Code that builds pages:
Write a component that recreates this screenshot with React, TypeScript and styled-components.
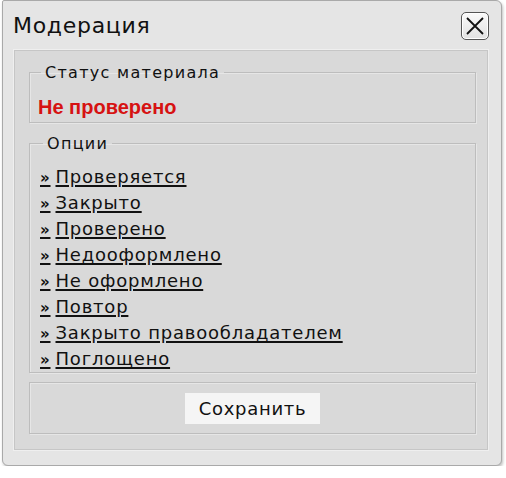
import React from "react";
import styled, { createGlobalStyle } from "styled-components";

const GlobalStyle = createGlobalStyle`
  html, body {
    margin: 0;
    padding: 0;
    background: #ffffff;
    font-family: "DejaVu Sans", Verdana, sans-serif;
  }
`;

const Window = styled.div`
  box-sizing: border-box;
  width: 500px;
  height: 466px;
  margin-left: 2px;
  background: #e5e5e5;
  border: 1px solid #a9a9a9;
  border-radius: 2px 6px 6px 6px;
  box-shadow: 1px 2px 3px rgba(0, 0, 0, 0.25);
  display: flex;
  flex-direction: column;
`;

const TitleBar = styled.div`
  height: 49px;
  flex-shrink: 0;
  display: flex;
  align-items: center;
  justify-content: space-between;
  padding: 0 12px 0 10px;
`;

const Title = styled.h1`
  margin: 0;
  font-size: 22px;
  font-weight: normal;
  color: #111;
  letter-spacing: 0.7px;
`;

const CloseButton = styled.button`
  box-sizing: border-box;
  width: 28px;
  height: 28px;
  padding: 0;
  border: 1px solid #555;
  border-radius: 5px;
  background: linear-gradient(#fafafa, #e2e2e2);
  display: flex;
  align-items: center;
  justify-content: center;
  box-shadow: inset 0 0 0 1px #fff;
`;

const Panel = styled.div`
  box-sizing: border-box;
  height: 400px;
  flex-shrink: 0;
  margin: 0 13px 0 11px;
  padding: 12px 11px 15px 14px;
  background: #d9d9d9;
  border: 1px solid #c6c6c6;
  box-shadow: 0 0 0 1px #efefef;
  display: flex;
  flex-direction: column;
`;

const Group = styled.fieldset<{ $gap?: number }>`
  flex-shrink: 0;
  margin: ${(p) => p.$gap ?? 0}px 0 0 0;
  padding: ${(p) => (p.$gap ? "11px 8px 0 10px" : "13px 8px 3px 8px")};
  border: 1px solid #bdbdbd;
  box-shadow: 1px 1px 0 #e6e6e6, inset 1px 1px 0 #e6e6e6;
  min-width: 0;
`;

const Legend = styled.legend`
  margin-left: 3px;
  padding: 0 4px;
  font-size: 16px;
  color: #111;
  letter-spacing: 1.3px;
`;

const Status = styled.div`
  font-family: "Liberation Sans", Arial, sans-serif;
  font-weight: bold;
  font-size: 20px;
  line-height: 24px;
  color: #d61212;
`;

const OptionList = styled.ul`
  list-style: none;
  margin: 0;
  padding: 0;
`;

const OptionItem = styled.li`
  height: 26px;
  line-height: 26px;
`;

const OptionLink = styled.a`
  font-size: 18px;
  letter-spacing: 0.8px;
  color: #111;
  text-decoration: underline;
  text-decoration-thickness: 2px;
  text-underline-offset: 2px;
  cursor: pointer;
`;

const Arrow = styled.span`
  font-weight: bold;
  font-size: 15px;
  margin-right: 5px;
`;

const Footer = styled.div`
  box-sizing: border-box;
  flex-shrink: 0;
  margin-top: 9px;
  height: 52px;
  border: 1px solid #bdbdbd;
  box-shadow: 1px 1px 0 #e6e6e6, inset 1px 1px 0 #e6e6e6;
  display: flex;
  align-items: center;
  justify-content: center;
`;

const SaveButton = styled.button`
  width: 135px;
  height: 31px;
  border: none;
  background: #f5f5f5;
  font-family: "DejaVu Sans", Verdana, sans-serif;
  font-size: 18px;
  letter-spacing: 0.7px;
  color: #111;
  padding: 0;
`;

const options = [
  "Проверяется",
  "Закрыто",
  "Проверено",
  "Недооформлено",
  "Не оформлено",
  "Повтор",
  "Закрыто правообладателем",
  "Поглощено",
];

export default function App() {
  return (
    <>
      <GlobalStyle />
      <Window>
        <TitleBar>
          <Title>Модерация</Title>
          <CloseButton aria-label="Закрыть">
            <svg width="20" height="20" viewBox="0 0 20 20">
              <path d="M2 2 L18 18 M18 2 L2 18" stroke="#111" strokeWidth="1.8" fill="none" />
            </svg>
          </CloseButton>
        </TitleBar>
        <Panel>
          <Group>
            <Legend>Статус материала</Legend>
            <Status>Не проверено</Status>
          </Group>
          <Group $gap={11}>
            <Legend>Опции</Legend>
            <OptionList>
              {options.map((o) => (
                <OptionItem key={o}>
                  <OptionLink>
                    <Arrow>»</Arrow>
                    {o}
                  </OptionLink>
                </OptionItem>
              ))}
            </OptionList>
          </Group>
          <Footer>
            <SaveButton>Сохранить</SaveButton>
          </Footer>
        </Panel>
      </Window>
    </>
  );
}
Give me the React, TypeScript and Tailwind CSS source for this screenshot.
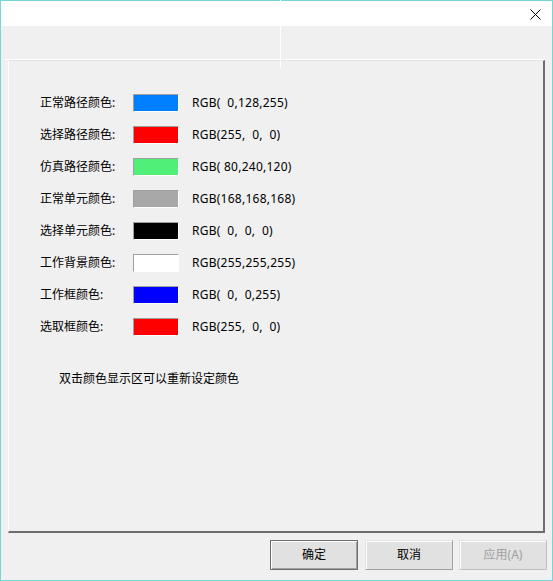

PROBLEM TO SOLVE:
Quote the preceding records in their entirety, excluding every picture.

SOLUTION:
Write a component that recreates this screenshot with React, TypeScript and styled-components.
import React from "react";
import styled, { createGlobalStyle } from "styled-components";

const GlobalStyle = createGlobalStyle`
  html, body {
    margin: 0;
    padding: 0;
    background: #ffffff;
    font-family: "DejaVu Sans", Verdana, sans-serif;
  }
`;

const Window = styled.div`
  box-sizing: border-box;
  width: 500px;
  height: 466px;
  margin-left: 2px;
  background: #e5e5e5;
  border: 1px solid #a9a9a9;
  border-radius: 2px 6px 6px 6px;
  box-shadow: 1px 2px 3px rgba(0, 0, 0, 0.25);
  display: flex;
  flex-direction: column;
`;

const TitleBar = styled.div`
  height: 49px;
  flex-shrink: 0;
  display: flex;
  align-items: center;
  justify-content: space-between;
  padding: 0 12px 0 10px;
`;

const Title = styled.h1`
  margin: 0;
  font-size: 22px;
  font-weight: normal;
  color: #111;
  letter-spacing: 0.7px;
`;

const CloseButton = styled.button`
  box-sizing: border-box;
  width: 28px;
  height: 28px;
  padding: 0;
  border: 1px solid #555;
  border-radius: 5px;
  background: linear-gradient(#fafafa, #e2e2e2);
  display: flex;
  align-items: center;
  justify-content: center;
  box-shadow: inset 0 0 0 1px #fff;
`;

const Panel = styled.div`
  box-sizing: border-box;
  height: 400px;
  flex-shrink: 0;
  margin: 0 13px 0 11px;
  padding: 12px 11px 15px 14px;
  background: #d9d9d9;
  border: 1px solid #c6c6c6;
  box-shadow: 0 0 0 1px #efefef;
  display: flex;
  flex-direction: column;
`;

const Group = styled.fieldset<{ $gap?: number }>`
  flex-shrink: 0;
  margin: ${(p) => p.$gap ?? 0}px 0 0 0;
  padding: ${(p) => (p.$gap ? "11px 8px 0 10px" : "13px 8px 3px 8px")};
  border: 1px solid #bdbdbd;
  box-shadow: 1px 1px 0 #e6e6e6, inset 1px 1px 0 #e6e6e6;
  min-width: 0;
`;

const Legend = styled.legend`
  margin-left: 3px;
  padding: 0 4px;
  font-size: 16px;
  color: #111;
  letter-spacing: 1.3px;
`;

const Status = styled.div`
  font-family: "Liberation Sans", Arial, sans-serif;
  font-weight: bold;
  font-size: 20px;
  line-height: 24px;
  color: #d61212;
`;

const OptionList = styled.ul`
  list-style: none;
  margin: 0;
  padding: 0;
`;

const OptionItem = styled.li`
  height: 26px;
  line-height: 26px;
`;

const OptionLink = styled.a`
  font-size: 18px;
  letter-spacing: 0.8px;
  color: #111;
  text-decoration: underline;
  text-decoration-thickness: 2px;
  text-underline-offset: 2px;
  cursor: pointer;
`;

const Arrow = styled.span`
  font-weight: bold;
  font-size: 15px;
  margin-right: 5px;
`;

const Footer = styled.div`
  box-sizing: border-box;
  flex-shrink: 0;
  margin-top: 9px;
  height: 52px;
  border: 1px solid #bdbdbd;
  box-shadow: 1px 1px 0 #e6e6e6, inset 1px 1px 0 #e6e6e6;
  display: flex;
  align-items: center;
  justify-content: center;
`;

const SaveButton = styled.button`
  width: 135px;
  height: 31px;
  border: none;
  background: #f5f5f5;
  font-family: "DejaVu Sans", Verdana, sans-serif;
  font-size: 18px;
  letter-spacing: 0.7px;
  color: #111;
  padding: 0;
`;

const options = [
  "Проверяется",
  "Закрыто",
  "Проверено",
  "Недооформлено",
  "Не оформлено",
  "Повтор",
  "Закрыто правообладателем",
  "Поглощено",
];

export default function App() {
  return (
    <>
      <GlobalStyle />
      <Window>
        <TitleBar>
          <Title>Модерация</Title>
          <CloseButton aria-label="Закрыть">
            <svg width="20" height="20" viewBox="0 0 20 20">
              <path d="M2 2 L18 18 M18 2 L2 18" stroke="#111" strokeWidth="1.8" fill="none" />
            </svg>
          </CloseButton>
        </TitleBar>
        <Panel>
          <Group>
            <Legend>Статус материала</Legend>
            <Status>Не проверено</Status>
          </Group>
          <Group $gap={11}>
            <Legend>Опции</Legend>
            <OptionList>
              {options.map((o) => (
                <OptionItem key={o}>
                  <OptionLink>
                    <Arrow>»</Arrow>
                    {o}
                  </OptionLink>
                </OptionItem>
              ))}
            </OptionList>
          </Group>
          <Footer>
            <SaveButton>Сохранить</SaveButton>
          </Footer>
        </Panel>
      </Window>
    </>
  );
}
Give me the React, TypeScript and Tailwind CSS source for this screenshot.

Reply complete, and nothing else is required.